Michael Collins SC, who appeared with Mairéad Coughlan for the tribunal, said it had been given only 18 more months to complete its work, and asked that the hearing date of October 10th be brought forward to next week. He said there might well be an appeal to the Supreme Court by either side.

Mr Justice White said he would put the matter in for hearing in the new law term on October 10th.

Mr Gordon told the court that on December 3rd, 2004, the terms of reference of the tribunal had been amended by the Oireachtas which provided that the tribunal "shall . . . by 1st May, 2005 . . . consider and decide upon . . . those matters . . . that shall be proceeding to a public hearing and shall record that decision in writing and shall duly notify all parties affected by that decision . . ."

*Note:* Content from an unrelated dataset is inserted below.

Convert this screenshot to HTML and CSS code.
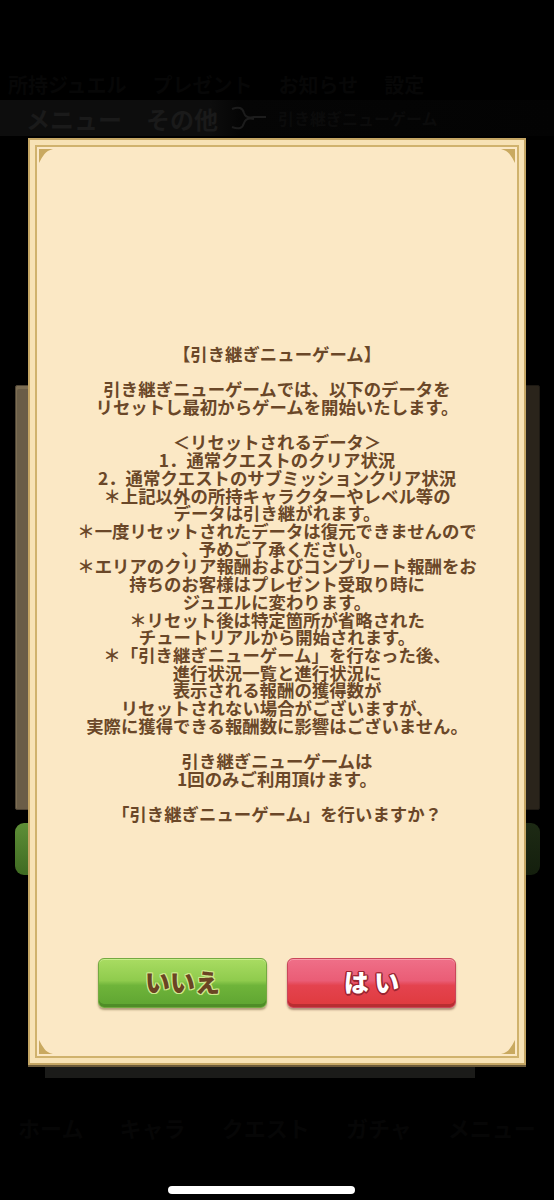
FILE: index.html
```html
<!DOCTYPE html>
<html lang="ja">
<head>
<meta charset="utf-8">
<title>引き継ぎニューゲーム</title>
<link rel="stylesheet" href="styles.css">
</head>
<body>
<div class="screen">
  <!-- dimmed game screen behind the modal -->
  <div class="backdrop">
    <div class="bg-row">
      <span>所持ジュエル</span><span>プレゼント</span><span>お知らせ</span><span>設定</span>
    </div>
    <div class="bg-header">
      <span class="bg-title">メニュー　その他</span>
      <svg class="bg-flourish" width="40" height="30" viewBox="0 0 40 30">
        <path d="M4 6 Q14 2 16 10 Q18 16 26 14 L38 14 M4 24 Q14 28 16 20 Q18 14 26 16" fill="none" stroke="#1c1c1c" stroke-width="2"/>
      </svg>
      <span class="bg-sub">引き継ぎニューゲーム</span>
    </div>
    <div class="bg-middle">
      <div class="bg-side"></div>
      <div class="bg-side bg-side-right"></div>
    </div>
    <div class="bg-buttons">
      <div class="bg-green"></div>
      <div class="bg-green bg-green-right"></div>
    </div>
    <div class="bg-band"></div>
    <div class="bg-lines">
      <span>ホーム</span><span>キャラ</span><span>クエスト</span><span>ガチャ</span><span>メニュー</span>
    </div>
    <div class="home-bar"></div>
  </div>

  <!-- confirmation modal -->
  <div class="dialog">
    <svg class="corner corner-tl" width="14" height="14" viewBox="0 0 14 14"><path d="M0 0 L14 0 Q8 1.5 5.5 5 Q3 8 0 14 Z" fill="#c9a960"/></svg>
    <svg class="corner corner-tr" width="14" height="14" viewBox="0 0 14 14"><path d="M0 0 L14 0 Q8 1.5 5.5 5 Q3 8 0 14 Z" fill="#c9a960"/></svg>
    <svg class="corner corner-bl" width="14" height="14" viewBox="0 0 14 14"><path d="M0 0 L14 0 Q8 1.5 5.5 5 Q3 8 0 14 Z" fill="#c9a960"/></svg>
    <svg class="corner corner-br" width="14" height="14" viewBox="0 0 14 14"><path d="M0 0 L14 0 Q8 1.5 5.5 5 Q3 8 0 14 Z" fill="#c9a960"/></svg>

    <div class="message">
      <p>【引き継ぎニューゲーム】</p>
      <p>引き継ぎニューゲームでは、以下のデータを<br>リセットし最初からゲームを開始いたします。</p>
      <p>＜リセットされるデータ＞<br>
        1．通常クエストのクリア状況<br>
        2．通常クエストのサブミッションクリア状況<br>
        ＊上記以外の所持キャラクターやレベル等の<br>
        データは引き継がれます。<br>
        ＊一度リセットされたデータは復元できませんので<br>
        、予めご了承ください。<br>
        ＊エリアのクリア報酬およびコンプリート報酬をお<br>
        持ちのお客様はプレゼント受取り時に<br>
        ジュエルに変わります。<br>
        ＊リセット後は特定箇所が省略された<br>
        チュートリアルから開始されます。<br>
        ＊「引き継ぎニューゲーム」を行なった後、<br>
        進行状況一覧と進行状況に<br>
        表示される報酬の獲得数が<br>
        リセットされない場合がございますが、<br>
        実際に獲得できる報酬数に影響はございません。</p>
      <p>引き継ぎニューゲームは<br>1回のみご利用頂けます。</p>
      <p>「引き継ぎニューゲーム」を行いますか？</p>
    </div>

    <div class="actions">
      <button class="btn btn-no" type="button">いいえ</button>
      <button class="btn btn-yes" type="button">は い</button>
    </div>
  </div>
</div>
</body>
</html>
```

FILE: styles.css
```css
* {
  box-sizing: border-box;
}

html,
body {
  margin: 0;
  padding: 0;
  background: #000;
}

.screen {
  position: relative;
  width: 554px;
  height: 1200px;
  overflow: hidden;
  background: #000;
  font-family: "Noto Sans CJK JP", "Noto Sans", sans-serif;
}

/* ---------- dimmed background screen ---------- */
.backdrop {
  display: flex;
  flex-direction: column;
  height: 1200px;
}

.bg-row {
  margin-top: 68px;
  height: 32px;
  display: flex;
  gap: 26px;
  padding-left: 8px;
  align-items: center;
  font-size: 20px;
  font-weight: 700;
  color: #070707;
  white-space: nowrap;
}

.bg-header {
  height: 36px;
  display: flex;
  align-items: center;
  padding-left: 26px;
  gap: 10px;
  background: linear-gradient(to right, #0d0d0d 0, #0d0d0d 210px, #050505 240px, #030303 100%);
  white-space: nowrap;
}

.bg-title {
  font-size: 24px;
  font-weight: 700;
  color: #1a1a1a;
}

.bg-flourish {
  flex: none;
}

.bg-sub {
  font-size: 16px;
  font-weight: 700;
  color: #0b0b0b;
}

.bg-middle {
  margin-top: 249px;
  height: 425px;
  display: flex;
  justify-content: space-between;
  padding: 0 14px 0 15px;
}

.bg-side {
  width: 20px;
  height: 100%;
  background: #6a5d47;
  border: 1px solid #4e4434;
  border-radius: 2px;
  box-shadow: inset 2px 4px 0 -1px #7c6d53, inset -1px 0 0 #5b503d;
}

.bg-side-right {
  background: #2a241b;
  border-color: #1d1913;
  box-shadow: none;
}

.bg-buttons {
  margin-top: 13px;
  height: 52px;
  display: flex;
  justify-content: space-between;
  padding: 0 14px 0 15px;
}

.bg-green {
  width: 20px;
  height: 100%;
  border-radius: 9px 0 0 9px;
  background: linear-gradient(#5e8f37, #3f6b22);
}

.bg-green-right {
  border-radius: 0 9px 9px 0;
  background: linear-gradient(#1d2a14, #141f0d);
}

.bg-band {
  margin: 191px 79px 0 45px;
  height: 12px;
  background: #1b1b19;
}

.bg-lines {
  margin-top: 14px;
  height: 70px;
  display: flex;
  justify-content: space-around;
  align-items: center;
  font-size: 22px;
  font-weight: 700;
  color: #060606;
}

.home-bar {
  margin: 24px 0 0 168px;
  width: 187px;
  height: 8px;
  border-radius: 4px;
  background: #fff;
}

/* ---------- modal ---------- */
.dialog {
  position: absolute;
  left: 28px;
  top: 138px;
  width: 498px;
  height: 927px;
  display: flex;
  flex-direction: column;
  align-items: center;
  background: #fbe8c5;
  border: 2px solid #c5a664;
  box-shadow:
    inset 0 0 0 5px #f7e2b5,
    inset 0 0 0 7px #d0b26d,
    0 2px 0 #6b5a3a;
}

.corner {
  position: absolute;
}

.corner-tl {
  left: 9px;
  top: 9px;
}

.corner-tr {
  right: 9px;
  top: 9px;
  transform: scaleX(-1);
}

.corner-bl {
  left: 9px;
  bottom: 9px;
  transform: scaleY(-1);
}

.corner-br {
  right: 9px;
  bottom: 9px;
  transform: scale(-1, -1);
}

.message {
  margin-top: 205px;
  width: 100%;
  text-align: center;
  font-size: 17.4px;
  line-height: 17.7px;
  font-weight: 700;
  color: #6a4728;
  white-space: nowrap;
}

.message p {
  margin: 0 0 17.7px;
}

.message p:last-child {
  margin-bottom: 0;
}

.actions {
  margin-top: 135px;
  display: flex;
  gap: 20px;
}

.btn {
  width: 169px;
  height: 50px;
  padding: 0 0 3px;
  border-radius: 6px;
  font-family: "Noto Sans CJK JP", "Noto Sans", sans-serif;
  font-size: 25px;
  font-weight: 900;
  line-height: 1;
  cursor: pointer;
}

.btn-no {
  border: 1px solid #74a941;
  background: linear-gradient(#a9dc62 0%, #8fcb4d 45%, #6fb43a 55%, #5ea431 100%);
  box-shadow:
    inset 0 1px 0 #c7ee8c,
    inset 0 -3px 0 #4f8d27,
    0 2px 2px rgba(90, 70, 30, 0.45);
  color: #6b4423;
  text-shadow:
    1px 0 0 #cfe98c, -1px 0 0 #cfe98c, 0 1px 0 #cfe98c, 0 -1px 0 #cfe98c,
    1px 1px 0 #cfe98c, -1px -1px 0 #cfe98c, 1px -1px 0 #cfe98c, -1px 1px 0 #cfe98c;
}

.btn-yes {
  border: 1px solid #c9465a;
  background: linear-gradient(#ef6f88 0%, #ea5d76 45%, #e4434f 55%, #df3a3d 100%);
  box-shadow:
    inset 0 1px 0 #f79bab,
    inset 0 -3px 0 #b82d31,
    0 2px 2px rgba(90, 40, 30, 0.45);
  color: #fff;
  text-shadow:
    1.5px 0 0 #9a2430, -1.5px 0 0 #9a2430, 0 1.5px 0 #9a2430, 0 -1.5px 0 #9a2430,
    1px 1px 0 #9a2430, -1px -1px 0 #9a2430, 1px -1px 0 #9a2430, -1px 1px 0 #9a2430;
}
```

The tribunal was obliged, between December 3rd, 2004, and May 1st, 2005, to consider whether the matter of the Fitzwilton £30,000 payment would be proceeding to a public hearing, to decide that it would and to record that decision in writing.

Having informed Fitzwilton that public hearings would begin in September, Fitzwilton sought a copy of the record of the tribunal's decision. The tribunal had furnished a copy of this document which revealed it did not record in writing its decision that the Fitzwilton matter "shall be proceeding to a public hearing" and therefore did not comply with the mandatory requirements of the amended terms of reference.

Mr Gordon said the tribunal, in a document apparently created on April 28th, 2005, two days before the deadline set by the Oireachtas resolution, effectively subverted that resolution by drawing up a list which apparently contained an enormous amount of material in which Fitzwilton had featured as one line.

"In the document, the tribunal maintained to itself an ongoing discretion as to what it would do with all of this material, entirely defeating what the Oireachtas required it to do," Mr Gordon said.

He said the tribunal was permitted to proceed to a public hearing in relation to any matter only to the extent authorised by its amended terms of reference.

Having failed to comply with mandatory requirements of the amended terms, the tribunal was not now entitled to proceed to a public hearing in relation to the Fitzwilton payment.